- **What the task asks**
Look through the data below and extract, unchanged, the lines from the one that contains "Recreate this image as a component" to the one that contains "Redo2, Download, EllipsisVertical", both included.

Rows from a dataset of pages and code
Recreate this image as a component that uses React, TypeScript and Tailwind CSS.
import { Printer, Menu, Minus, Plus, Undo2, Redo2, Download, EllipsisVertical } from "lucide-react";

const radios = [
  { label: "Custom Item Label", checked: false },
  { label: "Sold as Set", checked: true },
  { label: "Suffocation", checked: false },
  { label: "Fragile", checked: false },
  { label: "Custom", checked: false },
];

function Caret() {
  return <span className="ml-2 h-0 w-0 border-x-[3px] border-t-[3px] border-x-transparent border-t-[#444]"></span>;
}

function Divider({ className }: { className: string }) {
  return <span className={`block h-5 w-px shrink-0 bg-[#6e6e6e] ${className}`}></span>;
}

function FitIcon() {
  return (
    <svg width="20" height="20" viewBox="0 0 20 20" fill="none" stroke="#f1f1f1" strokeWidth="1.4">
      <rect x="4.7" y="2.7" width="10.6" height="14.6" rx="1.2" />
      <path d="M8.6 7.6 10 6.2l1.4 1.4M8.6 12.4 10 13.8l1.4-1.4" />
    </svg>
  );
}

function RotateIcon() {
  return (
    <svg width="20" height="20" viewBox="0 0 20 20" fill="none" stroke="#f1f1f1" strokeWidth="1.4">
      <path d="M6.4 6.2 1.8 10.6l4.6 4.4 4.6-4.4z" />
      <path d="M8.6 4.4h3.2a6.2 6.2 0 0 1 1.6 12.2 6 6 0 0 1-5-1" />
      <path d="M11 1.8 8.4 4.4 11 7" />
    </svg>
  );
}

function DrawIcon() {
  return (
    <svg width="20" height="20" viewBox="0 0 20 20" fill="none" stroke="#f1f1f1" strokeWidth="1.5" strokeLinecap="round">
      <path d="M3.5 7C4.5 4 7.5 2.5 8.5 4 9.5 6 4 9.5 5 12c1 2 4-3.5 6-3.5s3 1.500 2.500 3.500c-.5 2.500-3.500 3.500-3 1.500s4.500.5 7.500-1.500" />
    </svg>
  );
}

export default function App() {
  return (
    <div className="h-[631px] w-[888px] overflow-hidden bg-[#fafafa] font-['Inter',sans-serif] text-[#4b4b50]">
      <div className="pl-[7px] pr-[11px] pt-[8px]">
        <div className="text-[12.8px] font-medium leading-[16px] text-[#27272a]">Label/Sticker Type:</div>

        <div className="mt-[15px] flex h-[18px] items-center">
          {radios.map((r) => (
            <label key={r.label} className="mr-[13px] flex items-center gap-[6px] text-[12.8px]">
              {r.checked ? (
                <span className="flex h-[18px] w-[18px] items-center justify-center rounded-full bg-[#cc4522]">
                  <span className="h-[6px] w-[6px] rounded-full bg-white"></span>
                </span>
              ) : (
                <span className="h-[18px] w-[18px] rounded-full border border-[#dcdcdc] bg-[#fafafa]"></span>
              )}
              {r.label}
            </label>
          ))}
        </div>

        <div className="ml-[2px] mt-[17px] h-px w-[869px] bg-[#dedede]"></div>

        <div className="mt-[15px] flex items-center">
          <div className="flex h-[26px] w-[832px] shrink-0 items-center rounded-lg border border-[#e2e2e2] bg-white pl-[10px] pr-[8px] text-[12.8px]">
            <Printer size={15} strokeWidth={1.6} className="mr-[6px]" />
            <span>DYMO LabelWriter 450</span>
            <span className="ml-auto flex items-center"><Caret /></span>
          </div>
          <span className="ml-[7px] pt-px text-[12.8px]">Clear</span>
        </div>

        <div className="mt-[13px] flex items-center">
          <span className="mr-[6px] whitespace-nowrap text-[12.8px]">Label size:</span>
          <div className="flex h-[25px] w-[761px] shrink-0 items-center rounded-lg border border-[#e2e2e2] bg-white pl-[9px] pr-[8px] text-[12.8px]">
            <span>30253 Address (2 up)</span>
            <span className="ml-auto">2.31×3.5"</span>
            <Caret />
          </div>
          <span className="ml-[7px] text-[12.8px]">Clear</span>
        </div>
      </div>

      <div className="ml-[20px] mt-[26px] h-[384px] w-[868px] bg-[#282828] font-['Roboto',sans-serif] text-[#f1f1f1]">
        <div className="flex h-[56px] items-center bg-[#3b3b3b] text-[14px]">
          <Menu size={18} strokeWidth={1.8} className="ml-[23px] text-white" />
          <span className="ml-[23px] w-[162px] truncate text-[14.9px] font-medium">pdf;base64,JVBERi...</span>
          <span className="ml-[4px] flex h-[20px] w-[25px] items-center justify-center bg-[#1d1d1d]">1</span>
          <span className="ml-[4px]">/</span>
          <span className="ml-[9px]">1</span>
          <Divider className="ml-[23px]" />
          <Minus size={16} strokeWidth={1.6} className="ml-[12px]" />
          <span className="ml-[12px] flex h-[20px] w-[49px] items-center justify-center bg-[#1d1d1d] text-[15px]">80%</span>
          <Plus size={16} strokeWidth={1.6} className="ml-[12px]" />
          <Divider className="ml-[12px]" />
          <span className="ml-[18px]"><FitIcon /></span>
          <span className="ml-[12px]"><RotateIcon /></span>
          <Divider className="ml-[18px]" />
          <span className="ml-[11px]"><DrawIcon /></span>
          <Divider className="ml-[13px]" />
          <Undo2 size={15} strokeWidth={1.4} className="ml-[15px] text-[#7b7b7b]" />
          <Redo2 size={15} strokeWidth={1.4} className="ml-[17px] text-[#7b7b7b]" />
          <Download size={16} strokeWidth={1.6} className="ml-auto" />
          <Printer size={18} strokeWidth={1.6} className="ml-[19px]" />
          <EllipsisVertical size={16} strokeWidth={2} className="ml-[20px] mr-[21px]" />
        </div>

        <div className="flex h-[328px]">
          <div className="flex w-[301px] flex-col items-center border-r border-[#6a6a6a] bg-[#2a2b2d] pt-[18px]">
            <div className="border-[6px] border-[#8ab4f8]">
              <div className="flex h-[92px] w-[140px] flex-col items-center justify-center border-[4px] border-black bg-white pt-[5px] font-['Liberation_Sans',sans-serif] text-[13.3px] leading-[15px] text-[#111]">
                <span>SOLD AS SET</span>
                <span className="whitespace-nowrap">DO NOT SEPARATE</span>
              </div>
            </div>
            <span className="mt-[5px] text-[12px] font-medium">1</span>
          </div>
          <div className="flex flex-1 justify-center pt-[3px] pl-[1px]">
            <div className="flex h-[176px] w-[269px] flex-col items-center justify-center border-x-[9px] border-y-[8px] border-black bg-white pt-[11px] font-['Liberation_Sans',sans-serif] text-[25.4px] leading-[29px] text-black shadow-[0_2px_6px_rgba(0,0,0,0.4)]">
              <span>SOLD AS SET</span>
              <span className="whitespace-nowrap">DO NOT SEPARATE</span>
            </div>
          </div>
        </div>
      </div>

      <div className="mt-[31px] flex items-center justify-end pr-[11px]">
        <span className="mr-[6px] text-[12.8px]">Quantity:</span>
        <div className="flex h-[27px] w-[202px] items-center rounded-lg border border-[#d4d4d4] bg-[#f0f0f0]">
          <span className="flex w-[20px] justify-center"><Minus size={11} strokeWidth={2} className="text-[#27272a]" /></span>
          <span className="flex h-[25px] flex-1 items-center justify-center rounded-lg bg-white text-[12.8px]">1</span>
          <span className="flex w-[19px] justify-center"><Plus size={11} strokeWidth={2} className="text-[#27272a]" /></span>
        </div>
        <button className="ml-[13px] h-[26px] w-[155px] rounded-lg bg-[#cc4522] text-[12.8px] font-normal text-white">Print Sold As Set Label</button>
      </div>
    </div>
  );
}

---

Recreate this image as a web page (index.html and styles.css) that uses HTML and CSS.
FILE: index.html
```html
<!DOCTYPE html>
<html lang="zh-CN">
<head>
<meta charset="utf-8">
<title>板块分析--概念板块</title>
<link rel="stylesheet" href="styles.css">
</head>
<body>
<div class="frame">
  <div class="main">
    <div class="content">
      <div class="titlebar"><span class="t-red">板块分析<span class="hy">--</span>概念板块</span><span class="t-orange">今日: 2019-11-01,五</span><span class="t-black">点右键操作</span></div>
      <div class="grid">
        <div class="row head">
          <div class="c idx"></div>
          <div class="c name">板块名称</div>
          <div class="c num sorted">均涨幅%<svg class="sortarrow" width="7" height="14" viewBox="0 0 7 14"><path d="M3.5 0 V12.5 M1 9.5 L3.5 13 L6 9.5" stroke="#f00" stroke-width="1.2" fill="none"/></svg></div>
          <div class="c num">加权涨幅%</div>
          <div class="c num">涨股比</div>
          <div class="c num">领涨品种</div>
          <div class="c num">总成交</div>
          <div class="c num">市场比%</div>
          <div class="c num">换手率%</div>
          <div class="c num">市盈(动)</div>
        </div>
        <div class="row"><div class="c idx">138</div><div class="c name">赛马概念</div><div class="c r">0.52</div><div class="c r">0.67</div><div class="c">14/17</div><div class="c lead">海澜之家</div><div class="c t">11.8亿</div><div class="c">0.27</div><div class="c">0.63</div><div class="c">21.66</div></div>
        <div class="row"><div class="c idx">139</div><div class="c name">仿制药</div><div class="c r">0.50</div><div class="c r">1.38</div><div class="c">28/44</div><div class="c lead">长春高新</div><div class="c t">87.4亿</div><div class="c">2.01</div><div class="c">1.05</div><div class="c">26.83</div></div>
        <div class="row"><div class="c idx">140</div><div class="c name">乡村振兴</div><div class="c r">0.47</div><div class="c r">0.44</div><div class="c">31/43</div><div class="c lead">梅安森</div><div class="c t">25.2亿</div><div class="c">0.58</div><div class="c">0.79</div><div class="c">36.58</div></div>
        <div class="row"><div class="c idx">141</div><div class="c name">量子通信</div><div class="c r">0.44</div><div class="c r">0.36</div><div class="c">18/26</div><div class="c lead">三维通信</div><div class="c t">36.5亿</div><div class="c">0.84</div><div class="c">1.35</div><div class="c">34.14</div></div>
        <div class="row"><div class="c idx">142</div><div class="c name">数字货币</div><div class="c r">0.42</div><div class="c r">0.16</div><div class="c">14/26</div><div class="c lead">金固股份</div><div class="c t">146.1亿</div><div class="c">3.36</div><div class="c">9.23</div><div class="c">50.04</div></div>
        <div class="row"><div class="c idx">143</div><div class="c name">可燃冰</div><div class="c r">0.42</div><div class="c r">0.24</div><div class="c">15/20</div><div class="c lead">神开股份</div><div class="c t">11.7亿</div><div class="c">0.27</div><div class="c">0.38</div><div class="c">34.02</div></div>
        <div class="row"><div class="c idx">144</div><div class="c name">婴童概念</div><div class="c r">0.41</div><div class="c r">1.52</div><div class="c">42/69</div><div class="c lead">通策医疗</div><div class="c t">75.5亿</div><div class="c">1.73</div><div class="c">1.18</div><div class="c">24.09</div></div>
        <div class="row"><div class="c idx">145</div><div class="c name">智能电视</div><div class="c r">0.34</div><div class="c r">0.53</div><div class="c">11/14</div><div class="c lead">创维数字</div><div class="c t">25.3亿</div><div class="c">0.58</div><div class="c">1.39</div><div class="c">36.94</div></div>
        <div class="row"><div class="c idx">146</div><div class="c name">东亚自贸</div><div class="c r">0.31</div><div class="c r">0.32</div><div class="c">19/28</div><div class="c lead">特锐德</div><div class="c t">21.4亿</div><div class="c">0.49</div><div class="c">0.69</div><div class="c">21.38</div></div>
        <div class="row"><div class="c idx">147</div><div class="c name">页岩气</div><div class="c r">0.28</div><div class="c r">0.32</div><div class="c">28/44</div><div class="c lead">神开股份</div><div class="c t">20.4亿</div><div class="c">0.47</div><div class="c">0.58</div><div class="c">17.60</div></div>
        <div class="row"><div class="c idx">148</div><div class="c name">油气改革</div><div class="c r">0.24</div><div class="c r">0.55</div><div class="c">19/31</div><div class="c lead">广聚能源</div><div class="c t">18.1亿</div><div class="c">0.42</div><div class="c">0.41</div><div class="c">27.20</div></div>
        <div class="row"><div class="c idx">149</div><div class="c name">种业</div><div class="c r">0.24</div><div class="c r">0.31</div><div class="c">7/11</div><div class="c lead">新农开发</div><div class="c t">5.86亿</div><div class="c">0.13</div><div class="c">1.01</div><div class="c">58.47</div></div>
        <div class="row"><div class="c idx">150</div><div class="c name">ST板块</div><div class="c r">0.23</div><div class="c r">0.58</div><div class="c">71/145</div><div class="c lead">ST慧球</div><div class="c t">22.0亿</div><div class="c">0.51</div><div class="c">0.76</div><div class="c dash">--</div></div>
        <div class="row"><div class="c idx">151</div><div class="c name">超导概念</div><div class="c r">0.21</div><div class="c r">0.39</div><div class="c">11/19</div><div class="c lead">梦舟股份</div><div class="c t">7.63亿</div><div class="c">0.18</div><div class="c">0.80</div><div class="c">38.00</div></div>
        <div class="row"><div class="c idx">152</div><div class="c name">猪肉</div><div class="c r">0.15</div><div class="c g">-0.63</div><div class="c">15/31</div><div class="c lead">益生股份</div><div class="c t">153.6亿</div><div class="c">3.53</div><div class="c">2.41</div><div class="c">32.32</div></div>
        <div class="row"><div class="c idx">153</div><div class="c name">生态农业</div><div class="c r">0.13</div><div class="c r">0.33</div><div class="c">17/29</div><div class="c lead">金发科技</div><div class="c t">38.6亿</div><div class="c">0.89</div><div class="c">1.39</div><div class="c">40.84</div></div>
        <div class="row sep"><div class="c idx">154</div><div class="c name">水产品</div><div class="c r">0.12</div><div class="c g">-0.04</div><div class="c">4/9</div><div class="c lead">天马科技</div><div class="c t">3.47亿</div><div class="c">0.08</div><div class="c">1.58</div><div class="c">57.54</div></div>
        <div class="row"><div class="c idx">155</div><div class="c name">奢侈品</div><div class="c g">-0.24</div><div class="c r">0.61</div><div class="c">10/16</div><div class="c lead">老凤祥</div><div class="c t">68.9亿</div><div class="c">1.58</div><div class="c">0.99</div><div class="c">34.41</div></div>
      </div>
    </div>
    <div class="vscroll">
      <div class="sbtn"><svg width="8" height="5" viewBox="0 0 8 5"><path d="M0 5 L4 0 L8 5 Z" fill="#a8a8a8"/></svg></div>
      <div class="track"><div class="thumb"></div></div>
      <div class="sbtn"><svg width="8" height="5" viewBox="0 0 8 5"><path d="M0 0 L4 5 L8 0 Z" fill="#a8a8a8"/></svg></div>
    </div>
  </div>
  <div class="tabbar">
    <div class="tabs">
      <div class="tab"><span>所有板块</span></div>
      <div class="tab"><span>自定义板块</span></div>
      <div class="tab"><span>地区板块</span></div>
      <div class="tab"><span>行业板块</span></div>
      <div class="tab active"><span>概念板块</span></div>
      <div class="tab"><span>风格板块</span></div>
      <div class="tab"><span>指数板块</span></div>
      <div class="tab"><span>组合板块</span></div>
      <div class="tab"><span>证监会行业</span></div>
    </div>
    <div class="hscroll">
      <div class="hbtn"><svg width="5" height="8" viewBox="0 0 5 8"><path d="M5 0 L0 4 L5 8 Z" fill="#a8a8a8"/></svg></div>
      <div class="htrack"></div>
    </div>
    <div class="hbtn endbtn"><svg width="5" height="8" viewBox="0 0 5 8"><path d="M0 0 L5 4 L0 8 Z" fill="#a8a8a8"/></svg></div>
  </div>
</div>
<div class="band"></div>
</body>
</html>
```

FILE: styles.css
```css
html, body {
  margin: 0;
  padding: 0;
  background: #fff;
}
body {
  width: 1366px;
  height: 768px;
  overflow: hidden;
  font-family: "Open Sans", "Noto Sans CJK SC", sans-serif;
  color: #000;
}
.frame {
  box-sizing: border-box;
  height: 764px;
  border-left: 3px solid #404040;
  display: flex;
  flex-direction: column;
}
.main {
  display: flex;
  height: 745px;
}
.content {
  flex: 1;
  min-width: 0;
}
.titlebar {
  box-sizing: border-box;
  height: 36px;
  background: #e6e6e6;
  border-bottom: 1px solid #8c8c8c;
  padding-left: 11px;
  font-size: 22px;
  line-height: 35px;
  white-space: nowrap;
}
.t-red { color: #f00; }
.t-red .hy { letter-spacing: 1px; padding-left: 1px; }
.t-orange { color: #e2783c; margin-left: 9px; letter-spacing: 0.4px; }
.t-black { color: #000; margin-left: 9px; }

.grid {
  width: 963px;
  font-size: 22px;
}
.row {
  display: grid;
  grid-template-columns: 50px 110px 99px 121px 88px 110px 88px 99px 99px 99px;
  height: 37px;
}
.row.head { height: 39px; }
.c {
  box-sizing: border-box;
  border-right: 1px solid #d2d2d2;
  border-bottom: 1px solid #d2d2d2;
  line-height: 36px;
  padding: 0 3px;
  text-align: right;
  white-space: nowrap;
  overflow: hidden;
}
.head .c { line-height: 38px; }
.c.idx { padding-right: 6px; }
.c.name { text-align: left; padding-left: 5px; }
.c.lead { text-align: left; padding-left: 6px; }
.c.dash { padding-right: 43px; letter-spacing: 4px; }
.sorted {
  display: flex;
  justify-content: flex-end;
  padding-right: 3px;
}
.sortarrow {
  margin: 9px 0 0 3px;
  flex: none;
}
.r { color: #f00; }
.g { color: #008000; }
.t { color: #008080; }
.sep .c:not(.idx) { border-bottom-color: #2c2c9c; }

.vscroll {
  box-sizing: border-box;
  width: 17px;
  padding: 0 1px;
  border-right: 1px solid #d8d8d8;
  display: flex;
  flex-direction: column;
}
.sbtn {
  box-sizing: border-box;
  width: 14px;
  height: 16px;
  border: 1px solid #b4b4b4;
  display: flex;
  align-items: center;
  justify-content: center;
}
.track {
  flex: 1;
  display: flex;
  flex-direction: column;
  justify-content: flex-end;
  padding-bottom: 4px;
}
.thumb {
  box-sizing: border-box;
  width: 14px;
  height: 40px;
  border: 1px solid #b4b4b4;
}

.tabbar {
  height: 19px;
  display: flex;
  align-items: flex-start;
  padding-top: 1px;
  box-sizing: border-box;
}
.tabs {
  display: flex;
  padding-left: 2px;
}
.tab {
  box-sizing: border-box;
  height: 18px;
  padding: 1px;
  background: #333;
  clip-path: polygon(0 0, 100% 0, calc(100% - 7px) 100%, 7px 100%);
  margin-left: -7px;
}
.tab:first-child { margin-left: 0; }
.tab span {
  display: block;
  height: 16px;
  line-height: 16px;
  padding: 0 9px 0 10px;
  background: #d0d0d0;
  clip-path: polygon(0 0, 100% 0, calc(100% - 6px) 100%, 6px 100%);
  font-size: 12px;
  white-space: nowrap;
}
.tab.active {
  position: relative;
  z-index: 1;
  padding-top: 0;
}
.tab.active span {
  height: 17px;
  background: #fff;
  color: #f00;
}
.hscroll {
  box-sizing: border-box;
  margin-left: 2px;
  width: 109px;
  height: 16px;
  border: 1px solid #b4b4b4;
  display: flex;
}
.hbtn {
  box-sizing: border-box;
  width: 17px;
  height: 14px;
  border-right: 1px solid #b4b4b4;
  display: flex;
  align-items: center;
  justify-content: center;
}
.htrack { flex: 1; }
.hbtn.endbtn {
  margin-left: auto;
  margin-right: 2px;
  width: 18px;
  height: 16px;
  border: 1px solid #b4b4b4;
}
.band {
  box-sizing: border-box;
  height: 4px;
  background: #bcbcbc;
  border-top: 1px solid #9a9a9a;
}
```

...

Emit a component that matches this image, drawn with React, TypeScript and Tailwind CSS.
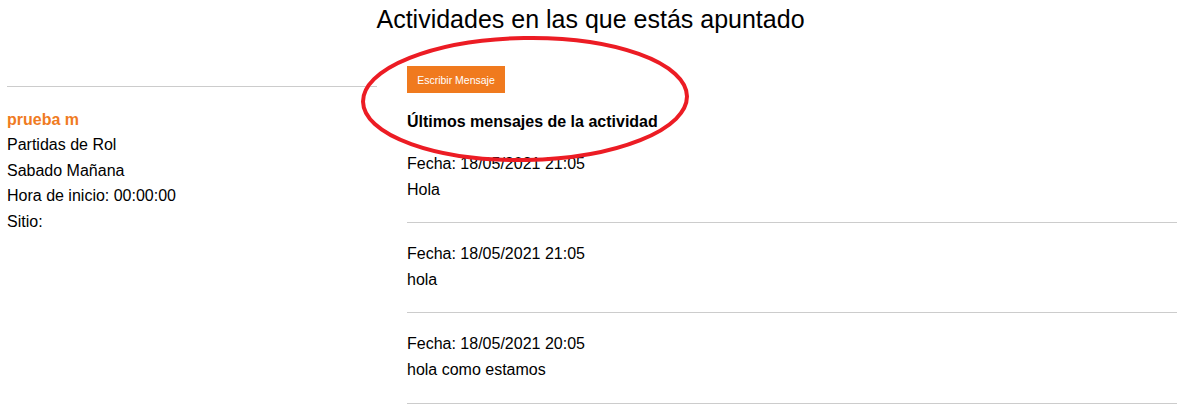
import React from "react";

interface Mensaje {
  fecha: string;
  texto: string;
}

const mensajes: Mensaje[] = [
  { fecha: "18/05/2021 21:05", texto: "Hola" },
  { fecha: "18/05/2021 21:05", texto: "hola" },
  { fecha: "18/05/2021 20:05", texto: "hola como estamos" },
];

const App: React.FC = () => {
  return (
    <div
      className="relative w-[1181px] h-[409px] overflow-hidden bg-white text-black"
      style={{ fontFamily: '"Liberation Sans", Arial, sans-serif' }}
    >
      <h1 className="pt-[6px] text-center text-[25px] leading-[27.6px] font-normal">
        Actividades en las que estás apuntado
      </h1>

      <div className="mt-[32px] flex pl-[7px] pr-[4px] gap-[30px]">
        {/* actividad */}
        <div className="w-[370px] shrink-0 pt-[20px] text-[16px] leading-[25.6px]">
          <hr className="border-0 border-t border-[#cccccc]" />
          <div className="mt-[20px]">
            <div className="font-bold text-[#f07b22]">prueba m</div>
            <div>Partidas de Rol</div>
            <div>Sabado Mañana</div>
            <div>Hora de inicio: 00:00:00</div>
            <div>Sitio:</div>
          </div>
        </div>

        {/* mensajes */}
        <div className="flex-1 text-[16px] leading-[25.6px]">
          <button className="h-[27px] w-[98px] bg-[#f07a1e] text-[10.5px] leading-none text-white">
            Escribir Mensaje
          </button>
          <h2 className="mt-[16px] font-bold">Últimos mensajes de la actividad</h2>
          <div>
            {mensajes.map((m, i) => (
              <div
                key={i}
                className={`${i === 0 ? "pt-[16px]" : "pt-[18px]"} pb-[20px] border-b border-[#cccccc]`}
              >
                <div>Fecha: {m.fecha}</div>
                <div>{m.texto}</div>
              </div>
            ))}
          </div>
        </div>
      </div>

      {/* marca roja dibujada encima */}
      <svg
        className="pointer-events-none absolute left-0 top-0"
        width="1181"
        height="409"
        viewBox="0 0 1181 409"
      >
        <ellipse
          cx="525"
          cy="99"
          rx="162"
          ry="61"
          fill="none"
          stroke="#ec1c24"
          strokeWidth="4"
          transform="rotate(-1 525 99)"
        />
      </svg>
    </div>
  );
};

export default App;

- **Reply to the exercise**
Recreate this image as a component that uses React, TypeScript and Tailwind CSS.
import { Printer, Menu, Minus, Plus, Undo2, Redo2, Download, EllipsisVertical } from "lucide-react";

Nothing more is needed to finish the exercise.